3. Opposition movements that include Islamists tend to get taken over by Islamists. This is what happened in the 1979 Iranian revolution. And we have seen it happen in the ‘Arab Spring’; with Egypt being perhaps the clearest example, but it is also increasingly evident elsewhere, including Syria.
4. Religious cleansing of non Muslim populations, particularly Christians is currently reaching levels that are unprecedented in most people’s lifetimes. In a House of Lords debate, held a year ago, on the plight of Christians in the Middle East, Lord Patten warned that "we are facing religious cleansing in parts of the Middle East", while the Archbishop of Canterbury warned that the position of Christians in the Middle East was now more vulnerable than it had been for centuries and likely to lead to large scale emigration of Middle Eastern Christians. This is a crisis that requires concerted international action both from a humanitarian perspective and because the ancient Christian populations in the Middle East have historically represented an important leavening influence against the advance of radical Islam.

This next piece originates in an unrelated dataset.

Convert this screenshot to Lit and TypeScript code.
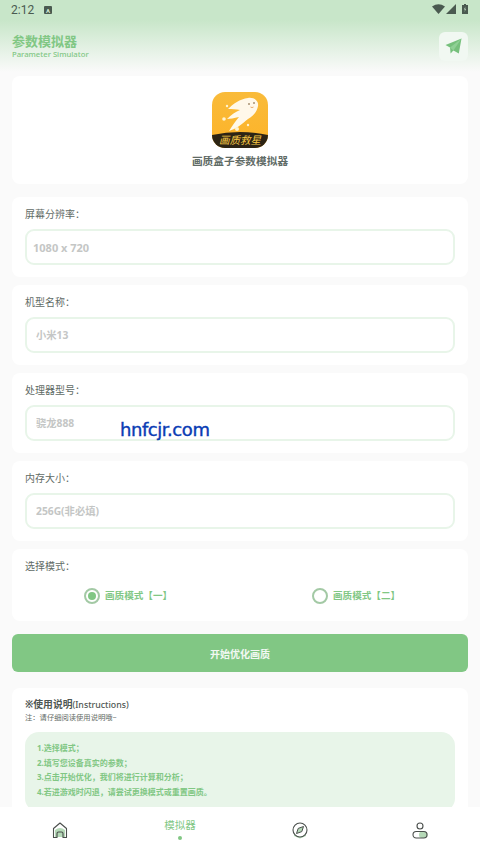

5. Combatting the spread of sharia enforcement should become a central part of British foreign policy. However, Britain is only one player on the international scene. The US is currently pursuing a naive liberal policy towards the international spread of Islamism, as can be seen both by the refusal of the State Department to recognise Boko Haram as a "foreign terrorist organisation" because it assumes that the violence in Northern Nigeria is due to socio-economic factors, and by its attempts to negotiate with the Taliban, whose involvement in any form of government would inevitably lead to a greater intensification of sharia enforcement in Afghanistan. However, if Britain is to exert any real influence behind the scenes on US foreign policy, it is essential that — as I argued a year ago — combatting the spread of sharia enforcement around the world becomes a key long-term aim of British foreign policy.